The Silicon Valley Google LLC-funded chatbot startup, which lets users create character-based avatars, has been the focus of scrutiny for some time now, recently at the center of a probe looking into AI tools giving possibly misleading mental health advice.
Last year, parents of two children in the U.S. claimed their kids had been groomed by the company’s chatbots. A lawsuit said both children were “targeted with sexually explicit, violent, and otherwise harmful material, abused, groomed, and even encouraged to commit acts of violence on themselves and others.”

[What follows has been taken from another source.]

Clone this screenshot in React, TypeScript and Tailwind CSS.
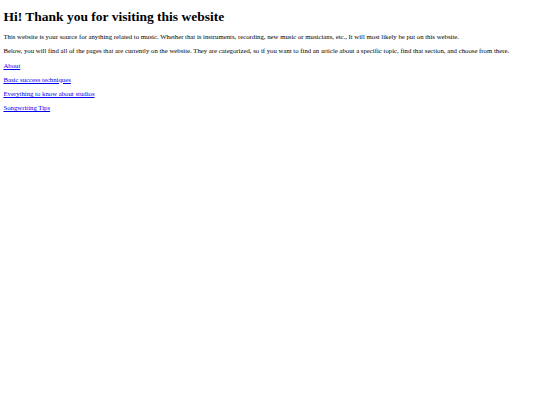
import React from 'react';

const links = ['About', 'Basic success techniques', 'Everything to know about studios', 'Songwriting Tips'];

const App: React.FC = () => {
  return (
    <div className="min-h-[405px] bg-white px-[3.4px] pt-[9px] text-black font-['Liberation_Serif','Times_New_Roman',serif]">
      <h1 className="text-[13.5px] font-bold leading-[1.15] mb-[8.4px]">Hi! Thank you for visiting this website</h1>
      <p className="text-[6.75px] leading-[1.15] mb-[6.55px]">
        This website is your source for anything related to music. Whether that is instruments, recording, new music or musicians, etc., It will most likely be put on this website.
      </p>
      <p className="text-[6.75px] leading-[1.15] mb-[6.55px]">
        Below, you will find all of the pages that are currently on the website. They are categorized, so if you want to find an article about a specific topic, find that section, and choose from there.
      </p>
      {links.map(l => (
        <p key={l} className="text-[6.75px] leading-[1.15] mb-[6.55px]">
          <a href="#" className="text-[#0000ee] underline">{l}</a>
        </p>
      ))}
    </div>
  );
};

export default App;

This came after a mother in Florida claimed her 14-year-old son took his own life after becoming obsessed with his hyperrealistic chatbots, AI she said that had encouraged him to self harm. Experts have warned that users of generative AI can fall into a trap of believing the software is human – what’s being called AI-psychosis.
As the danger becomes clearer, Character.AI says it is introducing a slew of safety initiatives, which will start by limiting under-18s to two hours or less with chatbots by Nov. 25. barring minors from using the app, what the company called “extraordinary steps”, more “conservative” than its peers. The move will see about 10% of its 20 million users leave the app.
“We have seen recent news reports raising questions, and have received questions from regulators, about the content teens may encounter when chatting with AI and about how open-ended AI chat in general might affect teens, even when content controls work perfectly,” the company said in a press release. “After evaluating these reports and feedback from regulators, safety experts, and parents, we’ve decided to make this change to create a new experience for our under-18 community.”
Politicians have been scrambling to keep up with the Brave New World of artificial intelligence. On Tuesday, Senators Josh Hawley and Richard Blumenthal announced a bipartisan proposal to ban AI chatbot companions for minors. Earlier in October, California Governor Gavin Newsom enacted a similar measure requiring chatbots to identify as AI and advise minors to take periodic breaks.